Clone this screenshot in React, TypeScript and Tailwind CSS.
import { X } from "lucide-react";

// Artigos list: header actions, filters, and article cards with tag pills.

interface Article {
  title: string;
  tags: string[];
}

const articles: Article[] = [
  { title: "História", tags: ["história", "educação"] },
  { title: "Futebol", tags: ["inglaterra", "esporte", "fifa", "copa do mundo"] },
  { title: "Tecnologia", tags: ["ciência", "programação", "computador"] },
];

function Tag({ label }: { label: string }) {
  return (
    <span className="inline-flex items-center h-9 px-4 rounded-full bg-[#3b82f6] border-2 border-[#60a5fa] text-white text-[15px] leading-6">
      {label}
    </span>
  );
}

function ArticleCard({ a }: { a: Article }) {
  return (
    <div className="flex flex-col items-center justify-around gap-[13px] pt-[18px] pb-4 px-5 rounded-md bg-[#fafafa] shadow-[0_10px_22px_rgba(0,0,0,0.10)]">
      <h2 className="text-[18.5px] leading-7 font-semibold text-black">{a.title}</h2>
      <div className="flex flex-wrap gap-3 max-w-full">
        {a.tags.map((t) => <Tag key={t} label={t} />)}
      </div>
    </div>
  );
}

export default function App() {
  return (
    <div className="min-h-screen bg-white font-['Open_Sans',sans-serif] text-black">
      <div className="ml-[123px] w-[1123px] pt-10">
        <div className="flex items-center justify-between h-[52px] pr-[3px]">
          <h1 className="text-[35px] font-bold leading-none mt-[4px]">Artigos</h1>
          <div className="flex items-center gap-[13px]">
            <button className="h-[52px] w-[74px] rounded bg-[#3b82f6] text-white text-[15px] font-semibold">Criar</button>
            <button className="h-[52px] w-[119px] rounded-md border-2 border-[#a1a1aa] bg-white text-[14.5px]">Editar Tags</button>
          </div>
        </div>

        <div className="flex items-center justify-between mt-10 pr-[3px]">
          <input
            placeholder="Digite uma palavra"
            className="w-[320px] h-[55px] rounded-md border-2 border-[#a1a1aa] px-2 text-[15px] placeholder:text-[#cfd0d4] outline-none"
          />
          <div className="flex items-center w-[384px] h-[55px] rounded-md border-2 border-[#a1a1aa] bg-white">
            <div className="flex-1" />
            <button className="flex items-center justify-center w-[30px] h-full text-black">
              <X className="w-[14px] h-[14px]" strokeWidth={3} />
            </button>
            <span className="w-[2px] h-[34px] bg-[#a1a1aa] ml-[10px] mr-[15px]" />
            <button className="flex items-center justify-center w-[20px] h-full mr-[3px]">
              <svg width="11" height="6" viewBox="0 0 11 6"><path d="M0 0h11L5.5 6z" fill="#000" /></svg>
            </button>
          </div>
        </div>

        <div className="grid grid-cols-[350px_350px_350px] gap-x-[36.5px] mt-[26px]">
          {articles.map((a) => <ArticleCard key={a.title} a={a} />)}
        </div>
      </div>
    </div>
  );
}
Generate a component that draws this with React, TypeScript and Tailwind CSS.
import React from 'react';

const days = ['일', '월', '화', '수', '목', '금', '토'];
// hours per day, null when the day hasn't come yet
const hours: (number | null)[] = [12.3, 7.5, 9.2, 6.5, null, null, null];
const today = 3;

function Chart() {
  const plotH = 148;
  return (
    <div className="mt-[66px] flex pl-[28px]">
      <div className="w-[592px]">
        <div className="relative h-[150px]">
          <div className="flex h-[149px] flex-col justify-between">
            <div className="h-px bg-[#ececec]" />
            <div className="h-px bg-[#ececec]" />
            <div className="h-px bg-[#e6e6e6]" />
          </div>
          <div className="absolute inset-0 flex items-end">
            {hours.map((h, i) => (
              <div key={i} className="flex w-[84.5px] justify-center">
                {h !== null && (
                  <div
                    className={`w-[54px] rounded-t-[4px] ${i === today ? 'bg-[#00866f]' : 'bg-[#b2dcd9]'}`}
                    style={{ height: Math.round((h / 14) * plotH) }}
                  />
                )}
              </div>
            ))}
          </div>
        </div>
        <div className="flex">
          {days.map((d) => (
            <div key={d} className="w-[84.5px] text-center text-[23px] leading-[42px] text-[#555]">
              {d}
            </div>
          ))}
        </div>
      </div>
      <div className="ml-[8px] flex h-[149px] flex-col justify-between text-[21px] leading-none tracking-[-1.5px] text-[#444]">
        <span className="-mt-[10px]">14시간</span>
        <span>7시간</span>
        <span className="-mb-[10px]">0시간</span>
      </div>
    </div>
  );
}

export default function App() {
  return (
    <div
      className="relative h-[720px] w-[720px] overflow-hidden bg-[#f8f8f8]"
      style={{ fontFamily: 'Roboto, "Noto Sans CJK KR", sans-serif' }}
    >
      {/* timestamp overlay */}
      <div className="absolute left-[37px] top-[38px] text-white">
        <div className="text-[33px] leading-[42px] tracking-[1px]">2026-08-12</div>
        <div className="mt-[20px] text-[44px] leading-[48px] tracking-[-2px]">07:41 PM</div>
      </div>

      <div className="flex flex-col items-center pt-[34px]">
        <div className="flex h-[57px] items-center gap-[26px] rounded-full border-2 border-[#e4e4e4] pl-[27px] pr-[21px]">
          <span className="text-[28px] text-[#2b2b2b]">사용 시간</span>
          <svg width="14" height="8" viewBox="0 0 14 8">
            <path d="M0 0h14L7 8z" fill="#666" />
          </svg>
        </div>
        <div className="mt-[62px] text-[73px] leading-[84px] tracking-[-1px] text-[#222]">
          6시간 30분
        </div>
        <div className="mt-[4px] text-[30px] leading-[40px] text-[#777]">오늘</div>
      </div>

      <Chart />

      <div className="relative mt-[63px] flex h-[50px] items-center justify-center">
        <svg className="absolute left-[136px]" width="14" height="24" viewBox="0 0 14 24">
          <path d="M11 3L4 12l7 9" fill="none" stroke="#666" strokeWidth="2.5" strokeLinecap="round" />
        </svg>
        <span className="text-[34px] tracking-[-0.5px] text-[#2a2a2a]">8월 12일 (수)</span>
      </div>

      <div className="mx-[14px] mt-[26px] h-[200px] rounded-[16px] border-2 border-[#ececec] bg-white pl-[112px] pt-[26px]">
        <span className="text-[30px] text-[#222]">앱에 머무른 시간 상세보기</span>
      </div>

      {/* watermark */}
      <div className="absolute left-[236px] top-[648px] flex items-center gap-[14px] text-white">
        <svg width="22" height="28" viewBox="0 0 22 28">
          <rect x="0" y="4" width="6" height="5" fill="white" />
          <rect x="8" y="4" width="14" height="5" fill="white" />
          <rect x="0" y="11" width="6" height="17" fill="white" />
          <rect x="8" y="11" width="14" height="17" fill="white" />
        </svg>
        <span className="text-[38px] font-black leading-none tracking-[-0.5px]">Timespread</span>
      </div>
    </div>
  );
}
◆ ◆ ◆
> **Aim of the exercise**
Every entry must be quoted exactly as it appears above.

> **Result of the task**
Clone this screenshot in React, TypeScript and Tailwind CSS.
import { X } from "lucide-react";

// Artigos list: header actions, filters, and article cards with tag pills.

interface Article {
  title: string;
  tags: string[];
}

const articles: Article[] = [
  { title: "História", tags: ["história", "educação"] },
  { title: "Futebol", tags: ["inglaterra", "esporte", "fifa", "copa do mundo"] },
  { title: "Tecnologia", tags: ["ciência", "programação", "computador"] },
];

function Tag({ label }: { label: string }) {
  return (
    <span className="inline-flex items-center h-9 px-4 rounded-full bg-[#3b82f6] border-2 border-[#60a5fa] text-white text-[15px] leading-6">
      {label}
    </span>
  );
}

function ArticleCard({ a }: { a: Article }) {
  return (
    <div className="flex flex-col items-center justify-around gap-[13px] pt-[18px] pb-4 px-5 rounded-md bg-[#fafafa] shadow-[0_10px_22px_rgba(0,0,0,0.10)]">
      <h2 className="text-[18.5px] leading-7 font-semibold text-black">{a.title}</h2>
      <div className="flex flex-wrap gap-3 max-w-full">
        {a.tags.map((t) => <Tag key={t} label={t} />)}
      </div>
    </div>
  );
}

export default function App() {
  return (
    <div className="min-h-screen bg-white font-['Open_Sans',sans-serif] text-black">
      <div className="ml-[123px] w-[1123px] pt-10">
        <div className="flex items-center justify-between h-[52px] pr-[3px]">
          <h1 className="text-[35px] font-bold leading-none mt-[4px]">Artigos</h1>
          <div className="flex items-center gap-[13px]">
            <button className="h-[52px] w-[74px] rounded bg-[#3b82f6] text-white text-[15px] font-semibold">Criar</button>
            <button className="h-[52px] w-[119px] rounded-md border-2 border-[#a1a1aa] bg-white text-[14.5px]">Editar Tags</button>
          </div>
        </div>

        <div className="flex items-center justify-between mt-10 pr-[3px]">
          <input
            placeholder="Digite uma palavra"
            className="w-[320px] h-[55px] rounded-md border-2 border-[#a1a1aa] px-2 text-[15px] placeholder:text-[#cfd0d4] outline-none"
          />
          <div className="flex items-center w-[384px] h-[55px] rounded-md border-2 border-[#a1a1aa] bg-white">
            <div className="flex-1" />
            <button className="flex items-center justify-center w-[30px] h-full text-black">
              <X className="w-[14px] h-[14px]" strokeWidth={3} />
            </button>
            <span className="w-[2px] h-[34px] bg-[#a1a1aa] ml-[10px] mr-[15px]" />
            <button className="flex items-center justify-center w-[20px] h-full mr-[3px]">
              <svg width="11" height="6" viewBox="0 0 11 6"><path d="M0 0h11L5.5 6z" fill="#000" /></svg>
            </button>
          </div>
        </div>

        <div className="grid grid-cols-[350px_350px_350px] gap-x-[36.5px] mt-[26px]">
          {articles.map((a) => <ArticleCard key={a.title} a={a} />)}
        </div>
      </div>
    </div>
  );
}
Generate a component that draws this with React, TypeScript and Tailwind CSS.
import React from 'react';

const days = ['일', '월', '화', '수', '목', '금', '토'];
// hours per day, null when the day hasn't come yet
const hours: (number | null)[] = [12.3, 7.5, 9.2, 6.5, null, null, null];
const today = 3;

function Chart() {
  const plotH = 148;
  return (
    <div className="mt-[66px] flex pl-[28px]">
      <div className="w-[592px]">
        <div className="relative h-[150px]">
          <div className="flex h-[149px] flex-col justify-between">
            <div className="h-px bg-[#ececec]" />
            <div className="h-px bg-[#ececec]" />
            <div className="h-px bg-[#e6e6e6]" />
          </div>
          <div className="absolute inset-0 flex items-end">
            {hours.map((h, i) => (
              <div key={i} className="flex w-[84.5px] justify-center">
                {h !== null && (
                  <div
                    className={`w-[54px] rounded-t-[4px] ${i === today ? 'bg-[#00866f]' : 'bg-[#b2dcd9]'}`}
                    style={{ height: Math.round((h / 14) * plotH) }}
                  />
                )}
              </div>
            ))}
          </div>
        </div>
        <div className="flex">
          {days.map((d) => (
            <div key={d} className="w-[84.5px] text-center text-[23px] leading-[42px] text-[#555]">
              {d}
            </div>
          ))}
        </div>
      </div>
      <div className="ml-[8px] flex h-[149px] flex-col justify-between text-[21px] leading-none tracking-[-1.5px] text-[#444]">
        <span className="-mt-[10px]">14시간</span>
        <span>7시간</span>
        <span className="-mb-[10px]">0시간</span>
      </div>
    </div>
  );
}

export default function App() {
  return (
    <div
      className="relative h-[720px] w-[720px] overflow-hidden bg-[#f8f8f8]"
      style={{ fontFamily: 'Roboto, "Noto Sans CJK KR", sans-serif' }}
    >
      {/* timestamp overlay */}
      <div className="absolute left-[37px] top-[38px] text-white">
        <div className="text-[33px] leading-[42px] tracking-[1px]">2026-08-12</div>
        <div className="mt-[20px] text-[44px] leading-[48px] tracking-[-2px]">07:41 PM</div>
      </div>

      <div className="flex flex-col items-center pt-[34px]">
        <div className="flex h-[57px] items-center gap-[26px] rounded-full border-2 border-[#e4e4e4] pl-[27px] pr-[21px]">
          <span className="text-[28px] text-[#2b2b2b]">사용 시간</span>
          <svg width="14" height="8" viewBox="0 0 14 8">
            <path d="M0 0h14L7 8z" fill="#666" />
          </svg>
        </div>
        <div className="mt-[62px] text-[73px] leading-[84px] tracking-[-1px] text-[#222]">
          6시간 30분
        </div>
        <div className="mt-[4px] text-[30px] leading-[40px] text-[#777]">오늘</div>
      </div>

      <Chart />

      <div className="relative mt-[63px] flex h-[50px] items-center justify-center">
        <svg className="absolute left-[136px]" width="14" height="24" viewBox="0 0 14 24">
          <path d="M11 3L4 12l7 9" fill="none" stroke="#666" strokeWidth="2.5" strokeLinecap="round" />
        </svg>
        <span className="text-[34px] tracking-[-0.5px] text-[#2a2a2a]">8월 12일 (수)</span>
      </div>

      <div className="mx-[14px] mt-[26px] h-[200px] rounded-[16px] border-2 border-[#ececec] bg-white pl-[112px] pt-[26px]">
        <span className="text-[30px] text-[#222]">앱에 머무른 시간 상세보기</span>
      </div>

      {/* watermark */}
      <div className="absolute left-[236px] top-[648px] flex items-center gap-[14px] text-white">
        <svg width="22" height="28" viewBox="0 0 22 28">
          <rect x="0" y="4" width="6" height="5" fill="white" />
          <rect x="8" y="4" width="14" height="5" fill="white" />
          <rect x="0" y="11" width="6" height="17" fill="white" />
          <rect x="8" y="11" width="14" height="17" fill="white" />
        </svg>
        <span className="text-[38px] font-black leading-none tracking-[-0.5px]">Timespread</span>
      </div>
    </div>
  );
}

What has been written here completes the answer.